[Records with interface code]
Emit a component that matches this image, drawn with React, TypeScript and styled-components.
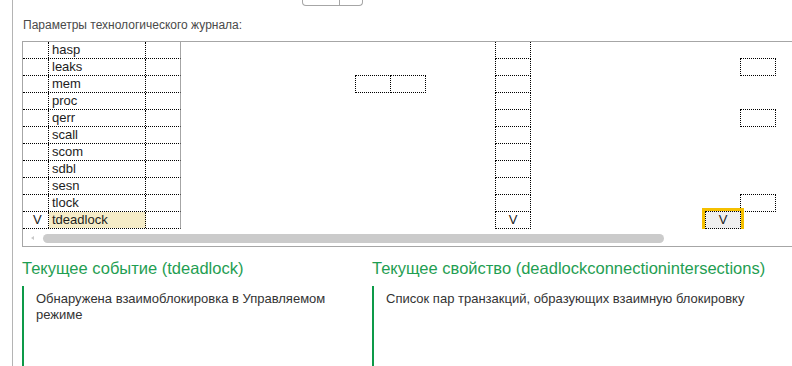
import styled, { createGlobalStyle } from "styled-components";

type CellKind = "none" | "col" | "box" | "selected";

interface IRow {
  name: string;
  mark?: boolean;
  cells: Record<number, { kind: CellKind; text?: string }>;
}

const COLS = 18;

const rows: IRow[] = [
  { name: "hasp", cells: {} },
  { name: "leaks", cells: { 16: { kind: "box" } } },
  { name: "mem", cells: { 5: { kind: "box" }, 6: { kind: "box" } } },
  { name: "proc", cells: {} },
  { name: "qerr", cells: { 16: { kind: "box" } } },
  { name: "scall", cells: {} },
  { name: "scom", cells: {} },
  { name: "sdbl", cells: {} },
  { name: "sesn", cells: {} },
  { name: "tlock", cells: { 16: { kind: "box" } } },
  {
    name: "tdeadlock",
    mark: true,
    cells: { 9: { kind: "col", text: "V" }, 15: { kind: "selected", text: "V" } },
  },
];

const GlobalStyle = createGlobalStyle`
  html, body {
    margin: 0;
    padding: 0;
    background: #ffffff;
    overflow: hidden;
  }
  body {
    font-family: "Liberation Sans", Arial, sans-serif;
  }
`;

const Page = styled.div`
  display: flex;
  width: 792px;
  height: 366px;
  overflow: hidden;
`;

const Rail = styled.div`
  width: 12px;
  flex-shrink: 0;
  border-right: 1px solid #b4b4b4;
`;

const Main = styled.div`
  flex: 1;
  min-width: 0;
  padding-left: 9px;
  display: flex;
  flex-direction: column;
`;

const TopBar = styled.div`
  height: 6px;
  padding-left: 280px;
  display: flex;
`;

const SplitButton = styled.div`
  width: 61px;
  height: 6px;
  box-sizing: border-box;
  border: 1px solid #a6a6a6;
  border-top: none;
  border-radius: 0 0 4px 4px;
  display: flex;
`;

const ButtonPart = styled.div<{ $divider?: boolean }>`
  width: ${(p) => (p.$divider ? "37px" : "auto")};
  flex: ${(p) => (p.$divider ? "none" : "1")};
  box-sizing: border-box;
  border-right: ${(p) => (p.$divider ? "1px solid #a6a6a6" : "none")};
`;

const Label = styled.div`
  margin-top: 12px;
  padding-left: 1px;
  font-size: 12px;
  line-height: 15px;
  color: #4a4a4a;
`;

const Grid = styled.div`
  margin-top: 8px;
  width: 800px;
  flex-shrink: 0;
  border: 1px solid #a6a6a6;
`;

const Rows = styled.div`
  height: 187px;
  overflow: hidden;
  position: relative;
`;

const Row = styled.div`
  display: flex;
  height: 17px;
  font-size: 13px;
  line-height: 16px;
  color: #1c1c1c;
`;

const Frozen = styled.div`
  display: flex;
  width: 158px;
  height: 17px;
  flex-shrink: 0;
  box-sizing: border-box;
  border-right: 1px solid #a6a6a6;
  border-bottom: 1px dotted #000;
`;

const MarkCell = styled.div`
  width: 26px;
  box-sizing: border-box;
  padding-left: 10px;
  border-right: 1px dotted #000;
`;

const NameCell = styled.div<{ $current?: boolean }>`
  width: 97px;
  box-sizing: border-box;
  padding-left: 3px;
  border-right: 1px dotted #000;
  background: ${(p) => (p.$current ? "#f5ecc8" : "transparent")};
`;

const SpareCell = styled.div`
  flex: 1;
`;

const DataCell = styled.div<{ $kind: CellKind; $noLeft?: boolean }>`
  flex-shrink: 0;
  box-sizing: border-box;
  text-align: center;
  width: ${(p) => (p.$kind === "none" || p.$noLeft ? "35px" : "36px")};
  margin-left: ${(p) => (p.$kind === "none" || p.$noLeft ? "0" : "-1px")};
  height: ${(p) => (p.$kind === "box" || p.$kind === "selected" ? "18px" : "17px")};
  margin-top: ${(p) => (p.$kind === "box" || p.$kind === "selected" ? "-1px" : "0")};
  border: ${(p) => (p.$kind === "none" ? "none" : "1px dotted #000")};
  border-top: ${(p) =>
    p.$kind === "box" || p.$kind === "selected" ? "1px dotted #000" : "none"};
  border-left: ${(p) => (p.$kind === "none" || p.$noLeft ? "none" : "1px dotted #000")};
  background: ${(p) => (p.$kind === "selected" ? "#efefef" : "transparent")};
  box-shadow: ${(p) => (p.$kind === "selected" ? "0 0 0 3px #f5c000" : "none")};
  position: relative;
  z-index: ${(p) => (p.$kind === "selected" ? 1 : 0)};
`;

const ScrollRow = styled.div`
  height: 17px;
  display: flex;
  align-items: flex-start;
  padding-top: 5px;
  box-sizing: border-box;
`;

const ScrollArrow = styled.div`
  width: 0;
  height: 0;
  margin-left: 8px;
  margin-top: 2px;
  border-right: 3px solid #c8c8c8;
  border-top: 2px solid transparent;
  border-bottom: 2px solid transparent;
`;

const ScrollThumb = styled.div`
  margin-left: 9px;
  width: 621px;
  height: 9px;
  border-radius: 5px;
  background: #cbcbcb;
`;

const Panels = styled.div`
  margin-top: 12px;
  display: grid;
  grid-template-columns: 350px 1fr;
  flex: 1;
`;

const Panel = styled.div`
  display: flex;
  flex-direction: column;
`;

const PanelTitle = styled.div`
  font-size: 16.5px;
  line-height: 19px;
  color: #1f9e52;
  white-space: nowrap;
`;

const PanelBody = styled.div`
  margin-top: 8px;
  flex: 1;
  border-left: 2px solid #0d9a48;
  padding: 5px 16px 0 12px;
  font-size: 13px;
  line-height: 16px;
  color: #333333;
`;

const App = () => {
  return (
    <>
      <GlobalStyle />
      <Page>
        <Rail />
        <Main>
          <TopBar>
            <SplitButton>
              <ButtonPart $divider />
              <ButtonPart />
            </SplitButton>
          </TopBar>
          <Label>Параметры технологического журнала:</Label>
          <Grid>
            <Rows>
              {rows.map((row) => (
                <Row key={row.name}>
                  <Frozen>
                    <MarkCell>{row.mark ? "V" : ""}</MarkCell>
                    <NameCell $current={row.mark}>{row.name}</NameCell>
                    <SpareCell />
                  </Frozen>
                  {Array.from({ length: COLS }).map((_, i) => {
                    const cell = row.cells[i];
                    const kind: CellKind = cell ? cell.kind : i === 9 ? "col" : "none";
                    const prev = row.cells[i - 1];
                    const noLeft = kind === "box" && prev?.kind === "box";
                    return (
                      <DataCell key={i} $kind={kind} $noLeft={noLeft}>
                        {cell?.text}
                      </DataCell>
                    );
                  })}
                </Row>
              ))}
            </Rows>
            <ScrollRow>
              <ScrollArrow />
              <ScrollThumb />
            </ScrollRow>
          </Grid>
          <Panels>
            <Panel>
              <PanelTitle>Текущее событие (tdeadlock)</PanelTitle>
              <PanelBody>Обнаружена взаимоблокировка в Управляемом режиме</PanelBody>
            </Panel>
            <Panel>
              <PanelTitle>Текущее свойство (deadlockconnectionintersections)</PanelTitle>
              <PanelBody>Список пар транзакций, образующих взаимную блокировку</PanelBody>
            </Panel>
          </Panels>
        </Main>
      </Page>
    </>
  );
};

export default App;
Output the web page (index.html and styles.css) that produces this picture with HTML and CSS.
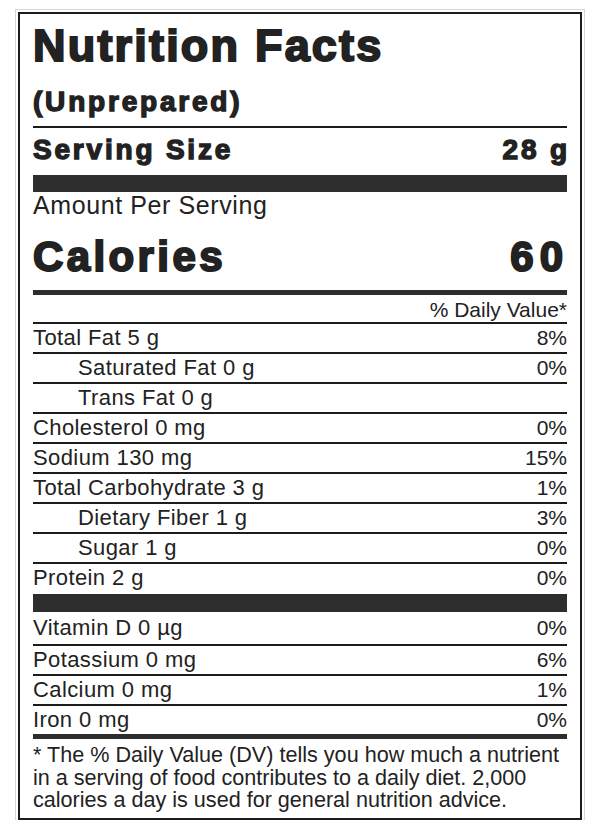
FILE: index.html
```html
<!DOCTYPE html>
<html>
<head>
  <meta charset="UTF-8">
  <title>Nutrition Facts</title>
  <link rel="stylesheet" href="styles.css">
</head>
<body>
  <div class="label">
    <div class="header">
      <h1 class="title">Nutrition Facts</h1>
      <div class="subtitle">(Unprepared)</div>
    </div>
    <div class="serving">
      <span>Serving Size</span>
      <span class="val">28 g</span>
    </div>
    <div class="amount">Amount Per Serving</div>
    <div class="calories">
      <span>Calories</span>
      <span class="val">60</span>
    </div>
    <div class="dv-head">% Daily Value*</div>
    <div class="row"><span class="name">Total Fat 5 g</span><span>8%</span></div>
    <div class="row sub"><span class="name">Saturated Fat 0 g</span><span>0%</span></div>
    <div class="row sub"><span class="name">Trans Fat 0 g</span><span></span></div>
    <div class="row"><span class="name">Cholesterol 0 mg</span><span>0%</span></div>
    <div class="row"><span class="name">Sodium 130 mg</span><span>15%</span></div>
    <div class="row"><span class="name">Total Carbohydrate 3 g</span><span>1%</span></div>
    <div class="row sub"><span class="name">Dietary Fiber 1 g</span><span>3%</span></div>
    <div class="row sub"><span class="name">Sugar 1 g</span><span>0%</span></div>
    <div class="row"><span class="name">Protein 2 g</span><span>0%</span></div>
    <div class="bar"></div>
    <div class="vitamins">
      <div class="row"><span class="name">Vitamin D 0 µg</span><span>0%</span></div>
      <div class="row"><span class="name">Potassium 0 mg</span><span>6%</span></div>
      <div class="row"><span class="name">Calcium 0 mg</span><span>1%</span></div>
      <div class="row"><span class="name">Iron 0 mg</span><span>0%</span></div>
    </div>
    <p class="footnote">* The % Daily Value (DV) tells you how much a nutrient in a serving of food contributes to a daily diet. 2,000 calories a day is used for general nutrition advice.</p>
  </div>
</body>
</html>
```

FILE: styles.css
```css
* {
  box-sizing: border-box;
  margin: 0;
  padding: 0;
}

body {
  padding: 12px 0 0 18px;
  background: #fff;
  color: #222;
  font-family: "Liberation Sans", Arial, sans-serif;
}

.label {
  width: 564px;
  height: 808px;
  padding: 0 13px;
  border: 2px solid #1c1c1c;
  outline: 1px solid #d6d6d6;
  outline-offset: 2px;
}

/* heavy headings: stand-in for Arial Black */
.title,
.subtitle,
.serving,
.calories {
  font-weight: 700;
  -webkit-text-stroke: 1.4px #222;
}

.header {
  padding-top: 6px;
  padding-bottom: 6px;
  border-bottom: 2px solid #1c1c1c;
}

.title {
  font-size: 45px;
  line-height: 52px;
  letter-spacing: 2.2px;
  -webkit-text-stroke: 2px #222;
}

.subtitle {
  margin-top: 12px;
  font-size: 28px;
  line-height: 36px;
  letter-spacing: 2.8px;
}

.serving {
  display: flex;
  justify-content: space-between;
  padding: 5px 0 8px;
  font-size: 28px;
  line-height: 34px;
  letter-spacing: 2.8px;
  border-bottom: 17px solid #2d2d2d;
}

.val {
  margin-right: -2.8px;
}

.amount {
  font-size: 25px;
  line-height: 26px;
  letter-spacing: 0.6px;
}

.calories {
  display: flex;
  justify-content: space-between;
  padding: 14px 0 8px;
  font-size: 42px;
  line-height: 50px;
  letter-spacing: 3.4px;
  border-bottom: 5px solid #2d2d2d;
  -webkit-text-stroke: 2px #222;
}

.calories .val {
  margin-right: -2px;
  letter-spacing: 6px;
}

.dv-head {
  padding-top: 3px;
  font-size: 21px;
  line-height: 24px;
  text-align: right;
}

.row {
  display: flex;
  justify-content: space-between;
  border-top: 2px solid #1c1c1c;
  font-size: 21px;
  line-height: 28px;
}

.row .name {
  font-size: 22px;
  letter-spacing: 0.4px;
}

.row.sub {
  padding-left: 45px;
}

.bar {
  height: 18px;
  margin-top: 2px;
  background: #2d2d2d;
}

.vitamins .row:first-child {
  border-top: none;
  line-height: 32px;
}

.vitamins {
  border-bottom: 5px solid #2d2d2d;
}

.footnote {
  padding-top: 5px;
  font-size: 21.6px;
  line-height: 22.5px;
}
```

## Task details
Copy out each line of the records where the string "that" appears.

## Written solution
Emit a component that matches this image, drawn with React, TypeScript and styled-components.
Output the web page (index.html and styles.css) that produces this picture with HTML and CSS.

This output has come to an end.